1. Field of the Invention
The present invention relates to a light-emitting diode (LED) driving circuit. More particularly, the present invention relates to an LED driving circuit for driving a plurality of lightbars each including a plurality of LEDs coupled in series.
2. Description of the Prior Art
FIG. 1 is a block diagram illustrating a conventional LED driving circuit. Referring to FIG. 1, an LED driving circuit 1 is adapted to driving a plurality of lightbars LB1-LBm, and each lightbar LBi includes a plurality of LEDs D1-Dn coupled in series, where m and n are positive integers, and i is an integer from 1 to m. The LED driving circuit 1 includes a direct-current to direct-current (DC/DC) converter 11 and an LED controller 12. The DC/DC converter 11 such as a buck or boost converter converts a DC input voltage Vin to a DC voltage Vlb sufficient to drive the lightbars LB1-LBm. Each lightbar LBi has a first terminal coupled to the DC/DC converter 11 to receive the DC voltage Vlb and a second terminal coupled to a corresponding channel terminal CHi of the LED controller 12. The LED controller 12 detects current of each lightbar LBi and controls current of each lightbar LBi to become equal to a predetermined value by built-in constant current sources or variable resistors; that is, the LED controller 12 balances currents of the lightbars LB1-LBm. The LED controller 12 further outputs a feedback signal from a feedback terminal FB to control the DC/DC converter 11 to adjust the DC voltage Vlb.
If too many lightbars LB1-LBm are employed, or if LEDs D1-Dn with high brightness are employed, the total current of the lightbars LB1-LBm may cause the LED controller 12 to be destroyed. Accordingly, there is a need for an LED driving circuit to employ external control manner shown in FIG. 2. Referring to FIG. 2, an LED driving circuit 2 includes a DC/DC converter 21, an LED controller 22, a plurality of transistors M1-Mm and a plurality of resistors R1-Rm. The transistor Mi and the resistor Ri are coupled in series between the second terminal of a corresponding lightbar LBi and a ground. The LED controller 22 detects current of each lightbar LBi from a corresponding current sensing terminal ISi and outputs a signal from a corresponding channel terminal CHi to control current of each lightbar LBi to become equal to a predetermined value. The LED controller 22 further detects a voltage at the second terminal of each lightbar LBi from a voltage detecting terminal VDi to provide a short protection for the LED driving circuit 2.
The LED driving circuits 1 and 2 employ the LED controllers 12 and 22 which are specific-purpose integrated circuits (ICs). However, a commercially available LED controller IC supports a fixed number of lightbars.
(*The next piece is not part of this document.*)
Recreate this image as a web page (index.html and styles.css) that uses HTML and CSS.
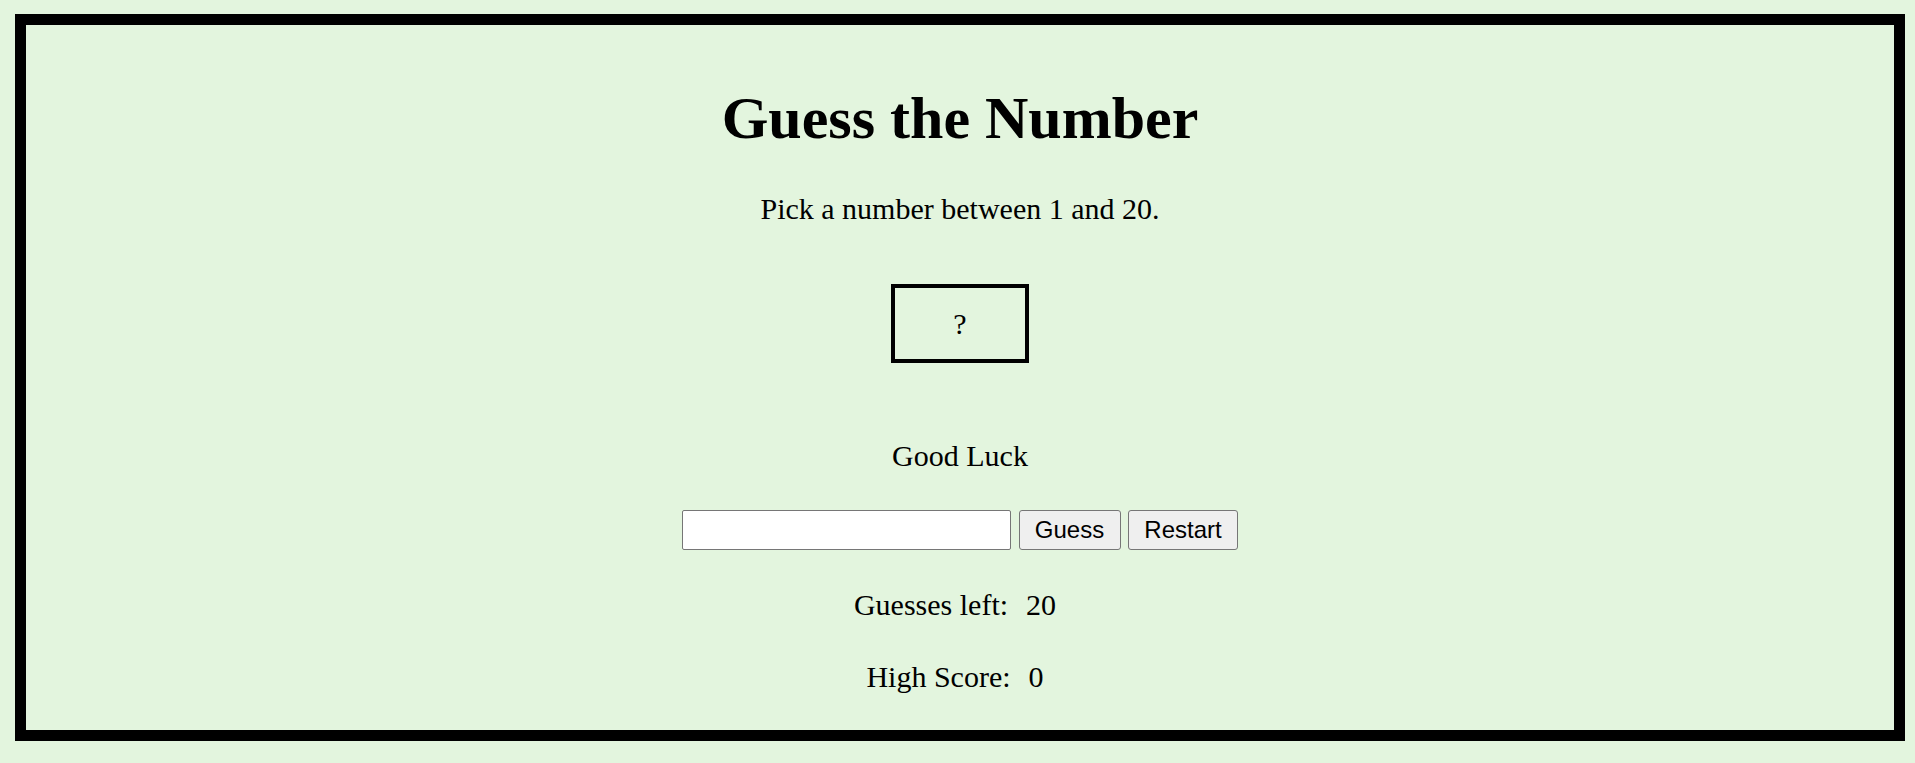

It may be necessary to employ a plurality of LED controller ICs to drive the lightbars as the number of the lightbars increases. The number of the transistors M1-Mm and the resistors R1-Rm employed in the LED driving circuit 2 will increase as the number of the lightbars increases. Therefore, as the number of the lightbars increases, the conventional LED driving circuits become more complex and expensive to design and manufacture.